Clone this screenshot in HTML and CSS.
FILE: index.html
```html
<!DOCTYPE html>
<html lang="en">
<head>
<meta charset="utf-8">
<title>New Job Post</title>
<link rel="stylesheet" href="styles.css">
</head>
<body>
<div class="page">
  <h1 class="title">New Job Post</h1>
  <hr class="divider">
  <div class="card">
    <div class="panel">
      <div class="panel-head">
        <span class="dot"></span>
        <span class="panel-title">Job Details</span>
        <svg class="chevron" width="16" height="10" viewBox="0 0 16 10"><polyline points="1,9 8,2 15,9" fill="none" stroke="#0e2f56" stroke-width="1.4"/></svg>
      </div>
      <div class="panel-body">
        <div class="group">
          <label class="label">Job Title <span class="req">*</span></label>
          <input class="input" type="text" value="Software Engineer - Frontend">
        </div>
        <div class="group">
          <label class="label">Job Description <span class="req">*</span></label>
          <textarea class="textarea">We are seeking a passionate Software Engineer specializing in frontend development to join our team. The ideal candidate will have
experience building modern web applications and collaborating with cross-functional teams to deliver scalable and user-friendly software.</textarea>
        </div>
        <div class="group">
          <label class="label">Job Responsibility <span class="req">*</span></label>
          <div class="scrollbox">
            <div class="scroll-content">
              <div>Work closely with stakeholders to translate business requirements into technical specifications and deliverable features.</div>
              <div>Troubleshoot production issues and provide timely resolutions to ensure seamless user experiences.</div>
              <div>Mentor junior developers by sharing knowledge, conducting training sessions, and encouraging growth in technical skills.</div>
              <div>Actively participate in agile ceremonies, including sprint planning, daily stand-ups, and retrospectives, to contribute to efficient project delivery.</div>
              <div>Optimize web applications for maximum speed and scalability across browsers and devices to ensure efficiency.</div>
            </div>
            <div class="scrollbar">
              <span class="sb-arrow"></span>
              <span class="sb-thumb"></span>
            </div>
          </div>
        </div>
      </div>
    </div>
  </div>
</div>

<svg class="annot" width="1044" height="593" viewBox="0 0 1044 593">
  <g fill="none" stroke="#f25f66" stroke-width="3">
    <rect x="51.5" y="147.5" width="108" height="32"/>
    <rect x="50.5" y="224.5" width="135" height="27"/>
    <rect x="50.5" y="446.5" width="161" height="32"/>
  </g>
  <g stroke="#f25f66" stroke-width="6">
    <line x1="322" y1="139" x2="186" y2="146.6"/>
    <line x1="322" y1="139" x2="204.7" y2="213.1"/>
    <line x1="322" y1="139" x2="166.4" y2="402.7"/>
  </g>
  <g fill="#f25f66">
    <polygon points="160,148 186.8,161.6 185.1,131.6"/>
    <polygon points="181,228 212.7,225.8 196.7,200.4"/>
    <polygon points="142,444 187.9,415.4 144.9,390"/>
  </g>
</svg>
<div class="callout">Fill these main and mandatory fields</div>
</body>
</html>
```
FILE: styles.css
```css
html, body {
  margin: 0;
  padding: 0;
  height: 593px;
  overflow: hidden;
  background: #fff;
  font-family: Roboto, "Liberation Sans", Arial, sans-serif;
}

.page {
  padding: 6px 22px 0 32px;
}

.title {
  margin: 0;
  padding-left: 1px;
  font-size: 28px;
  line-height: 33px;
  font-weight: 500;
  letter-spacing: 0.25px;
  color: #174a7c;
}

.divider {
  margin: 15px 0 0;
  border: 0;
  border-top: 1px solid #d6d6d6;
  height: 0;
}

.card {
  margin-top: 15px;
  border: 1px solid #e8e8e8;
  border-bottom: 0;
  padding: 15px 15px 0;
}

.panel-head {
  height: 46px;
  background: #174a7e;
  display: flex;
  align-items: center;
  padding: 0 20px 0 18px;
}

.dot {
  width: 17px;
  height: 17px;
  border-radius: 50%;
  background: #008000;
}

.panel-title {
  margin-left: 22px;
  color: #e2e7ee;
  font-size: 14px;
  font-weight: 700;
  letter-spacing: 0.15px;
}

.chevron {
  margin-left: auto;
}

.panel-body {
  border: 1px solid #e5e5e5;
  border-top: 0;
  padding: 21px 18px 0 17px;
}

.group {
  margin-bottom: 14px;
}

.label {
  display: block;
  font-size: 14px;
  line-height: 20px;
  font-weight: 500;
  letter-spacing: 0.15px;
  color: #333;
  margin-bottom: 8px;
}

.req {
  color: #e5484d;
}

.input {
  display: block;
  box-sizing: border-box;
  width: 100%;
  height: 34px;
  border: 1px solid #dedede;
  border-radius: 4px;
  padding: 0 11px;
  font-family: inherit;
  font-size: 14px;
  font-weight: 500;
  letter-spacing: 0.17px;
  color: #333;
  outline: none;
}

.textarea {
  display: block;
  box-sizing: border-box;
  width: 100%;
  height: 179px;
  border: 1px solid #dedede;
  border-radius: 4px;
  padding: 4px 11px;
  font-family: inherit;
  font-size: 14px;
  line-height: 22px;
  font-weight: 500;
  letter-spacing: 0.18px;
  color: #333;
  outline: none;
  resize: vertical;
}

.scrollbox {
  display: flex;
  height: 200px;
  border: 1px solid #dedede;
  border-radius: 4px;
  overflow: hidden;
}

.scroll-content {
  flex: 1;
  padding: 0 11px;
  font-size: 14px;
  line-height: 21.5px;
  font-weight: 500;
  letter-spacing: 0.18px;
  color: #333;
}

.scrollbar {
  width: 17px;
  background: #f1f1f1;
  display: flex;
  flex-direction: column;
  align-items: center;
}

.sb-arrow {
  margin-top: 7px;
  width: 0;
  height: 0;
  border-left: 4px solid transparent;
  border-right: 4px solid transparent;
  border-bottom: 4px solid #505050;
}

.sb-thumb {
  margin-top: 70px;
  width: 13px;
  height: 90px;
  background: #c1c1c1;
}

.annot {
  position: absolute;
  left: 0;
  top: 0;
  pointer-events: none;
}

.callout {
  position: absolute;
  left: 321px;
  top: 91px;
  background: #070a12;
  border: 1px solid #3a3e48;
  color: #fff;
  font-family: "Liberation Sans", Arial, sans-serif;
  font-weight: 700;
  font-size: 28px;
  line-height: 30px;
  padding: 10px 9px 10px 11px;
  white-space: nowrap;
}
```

····················

What to produce
Print the whole listing again, exactly.

Response to the exercise
Clone this screenshot in HTML and CSS.
FILE: index.html
```html
<!DOCTYPE html>
<html lang="en">
<head>
<meta charset="utf-8">
<title>New Job Post</title>
<link rel="stylesheet" href="styles.css">
</head>
<body>
<div class="page">
  <h1 class="title">New Job Post</h1>
  <hr class="divider">
  <div class="card">
    <div class="panel">
      <div class="panel-head">
        <span class="dot"></span>
        <span class="panel-title">Job Details</span>
        <svg class="chevron" width="16" height="10" viewBox="0 0 16 10"><polyline points="1,9 8,2 15,9" fill="none" stroke="#0e2f56" stroke-width="1.4"/></svg>
      </div>
      <div class="panel-body">
        <div class="group">
          <label class="label">Job Title <span class="req">*</span></label>
          <input class="input" type="text" value="Software Engineer - Frontend">
        </div>
        <div class="group">
          <label class="label">Job Description <span class="req">*</span></label>
          <textarea class="textarea">We are seeking a passionate Software Engineer specializing in frontend development to join our team. The ideal candidate will have
experience building modern web applications and collaborating with cross-functional teams to deliver scalable and user-friendly software.</textarea>
        </div>
        <div class="group">
          <label class="label">Job Responsibility <span class="req">*</span></label>
          <div class="scrollbox">
            <div class="scroll-content">
              <div>Work closely with stakeholders to translate business requirements into technical specifications and deliverable features.</div>
              <div>Troubleshoot production issues and provide timely resolutions to ensure seamless user experiences.</div>
              <div>Mentor junior developers by sharing knowledge, conducting training sessions, and encouraging growth in technical skills.</div>
              <div>Actively participate in agile ceremonies, including sprint planning, daily stand-ups, and retrospectives, to contribute to efficient project delivery.</div>
              <div>Optimize web applications for maximum speed and scalability across browsers and devices to ensure efficiency.</div>
            </div>
            <div class="scrollbar">
              <span class="sb-arrow"></span>
              <span class="sb-thumb"></span>
            </div>
          </div>
        </div>
      </div>
    </div>
  </div>
</div>

<svg class="annot" width="1044" height="593" viewBox="0 0 1044 593">
  <g fill="none" stroke="#f25f66" stroke-width="3">
    <rect x="51.5" y="147.5" width="108" height="32"/>
    <rect x="50.5" y="224.5" width="135" height="27"/>
    <rect x="50.5" y="446.5" width="161" height="32"/>
  </g>
  <g stroke="#f25f66" stroke-width="6">
    <line x1="322" y1="139" x2="186" y2="146.6"/>
    <line x1="322" y1="139" x2="204.7" y2="213.1"/>
    <line x1="322" y1="139" x2="166.4" y2="402.7"/>
  </g>
  <g fill="#f25f66">
    <polygon points="160,148 186.8,161.6 185.1,131.6"/>
    <polygon points="181,228 212.7,225.8 196.7,200.4"/>
    <polygon points="142,444 187.9,415.4 144.9,390"/>
  </g>
</svg>
<div class="callout">Fill these main and mandatory fields</div>
</body>
</html>
```
FILE: styles.css
```css
html, body {
  margin: 0;
  padding: 0;
  height: 593px;
  overflow: hidden;
  background: #fff;
  font-family: Roboto, "Liberation Sans", Arial, sans-serif;
}

.page {
  padding: 6px 22px 0 32px;
}

.title {
  margin: 0;
  padding-left: 1px;
  font-size: 28px;
  line-height: 33px;
  font-weight: 500;
  letter-spacing: 0.25px;
  color: #174a7c;
}

.divider {
  margin: 15px 0 0;
  border: 0;
  border-top: 1px solid #d6d6d6;
  height: 0;
}

.card {
  margin-top: 15px;
  border: 1px solid #e8e8e8;
  border-bottom: 0;
  padding: 15px 15px 0;
}

.panel-head {
  height: 46px;
  background: #174a7e;
  display: flex;
  align-items: center;
  padding: 0 20px 0 18px;
}

.dot {
  width: 17px;
  height: 17px;
  border-radius: 50%;
  background: #008000;
}

.panel-title {
  margin-left: 22px;
  color: #e2e7ee;
  font-size: 14px;
  font-weight: 700;
  letter-spacing: 0.15px;
}

.chevron {
  margin-left: auto;
}

.panel-body {
  border: 1px solid #e5e5e5;
  border-top: 0;
  padding: 21px 18px 0 17px;
}

.group {
  margin-bottom: 14px;
}

.label {
  display: block;
  font-size: 14px;
  line-height: 20px;
  font-weight: 500;
  letter-spacing: 0.15px;
  color: #333;
  margin-bottom: 8px;
}

.req {
  color: #e5484d;
}

.input {
  display: block;
  box-sizing: border-box;
  width: 100%;
  height: 34px;
  border: 1px solid #dedede;
  border-radius: 4px;
  padding: 0 11px;
  font-family: inherit;
  font-size: 14px;
  font-weight: 500;
  letter-spacing: 0.17px;
  color: #333;
  outline: none;
}

.textarea {
  display: block;
  box-sizing: border-box;
  width: 100%;
  height: 179px;
  border: 1px solid #dedede;
  border-radius: 4px;
  padding: 4px 11px;
  font-family: inherit;
  font-size: 14px;
  line-height: 22px;
  font-weight: 500;
  letter-spacing: 0.18px;
  color: #333;
  outline: none;
  resize: vertical;
}

.scrollbox {
  display: flex;
  height: 200px;
  border: 1px solid #dedede;
  border-radius: 4px;
  overflow: hidden;
}

.scroll-content {
  flex: 1;
  padding: 0 11px;
  font-size: 14px;
  line-height: 21.5px;
  font-weight: 500;
  letter-spacing: 0.18px;
  color: #333;
}

.scrollbar {
  width: 17px;
  background: #f1f1f1;
  display: flex;
  flex-direction: column;
  align-items: center;
}

.sb-arrow {
  margin-top: 7px;
  width: 0;
  height: 0;
  border-left: 4px solid transparent;
  border-right: 4px solid transparent;
  border-bottom: 4px solid #505050;
}

.sb-thumb {
  margin-top: 70px;
  width: 13px;
  height: 90px;
  background: #c1c1c1;
}

.annot {
  position: absolute;
  left: 0;
  top: 0;
  pointer-events: none;
}

.callout {
  position: absolute;
  left: 321px;
  top: 91px;
  background: #070a12;
  border: 1px solid #3a3e48;
  color: #fff;
  font-family: "Liberation Sans", Arial, sans-serif;
  font-weight: 700;
  font-size: 28px;
  line-height: 30px;
  padding: 10px 9px 10px 11px;
  white-space: nowrap;
}
```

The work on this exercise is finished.